For its fleet of JF-17 Thunder aircraft, Pakistan picked SELEX Galileo’s X-band Grifo-S7 MMR (with 60cm antenna diameter). Instead of the KLJ-7 (Type-1478) MMR developed by China Electronic Technology Corp’s (CETC) 14th Research Institute. This institute is sometimes called the Nanjing Research Institute of Electronic Technology, (NRIET).

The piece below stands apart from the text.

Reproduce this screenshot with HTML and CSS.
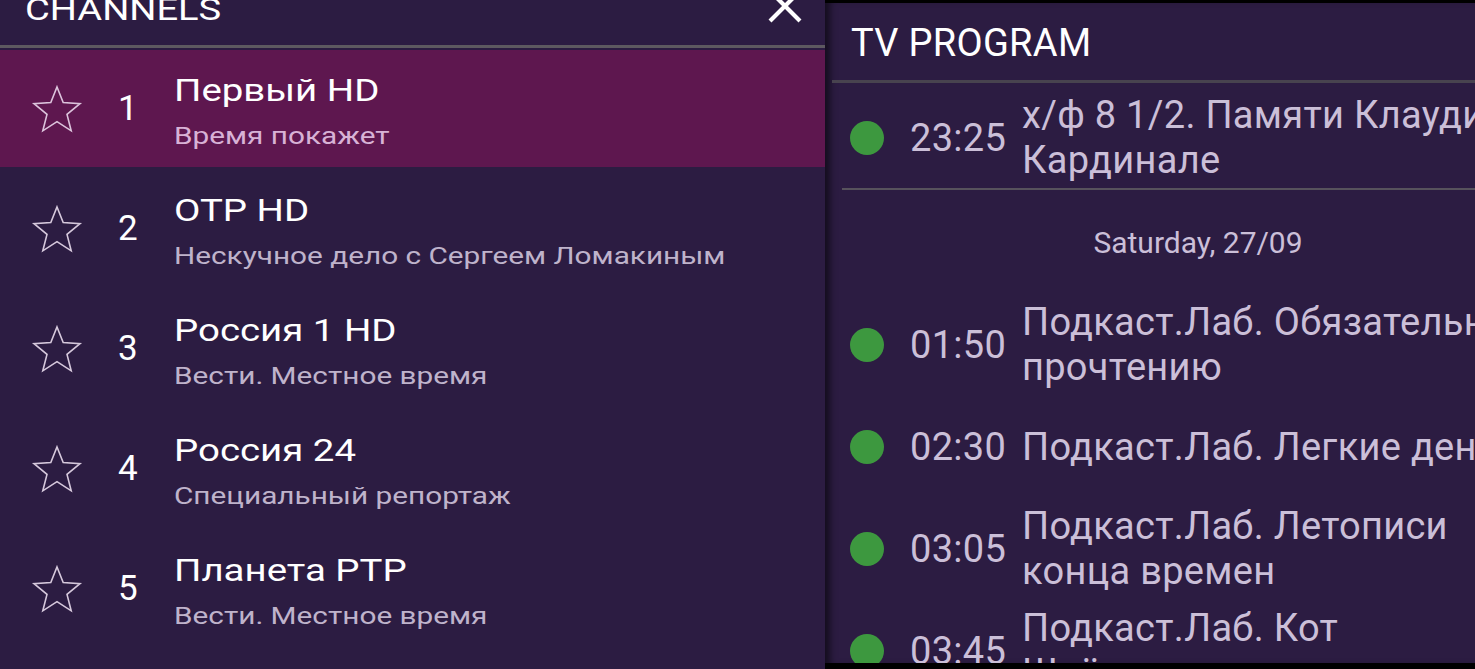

Unlike the KLJ-7, the Grifo-S7 had more than 30 different operational modes offered to support air-to-air and air-to-surface missions, and navigation. Utilising low, medium and high Pulse Repetition Frequency (PRF) for optimal target detection in any clutter condition, this air-cooled MMR also incorporates adaptive pulse compression technology. It has a scanning coverage +/-60 degrees in both azimuth and elevation, weighs less than 120 kg and has a MTBF in excess of 220 hours. Look-up detection range is 150km, while look-down range is 100km. Up to 10 targets can be tracked in TWS mode. In contrast, the KLJ-7’s look-up detection range is 105km and look-down range is 85km, and it offers only 14 modes of operation.

 

South African Partnerships: For developing its own family of radar warning receivers, missile approach warning systems (MAWS), chaff/flare countermeasures dispensers, passive and active missile seekers, China’s Wuxi-based AVIC Leihua Electronic Technology Research Institute (607 Institute) and the Luoyang-based China Aviation Optical-Electric Technology Co teamed up in the early 1990s with South Africa’s Grintek Avitronics.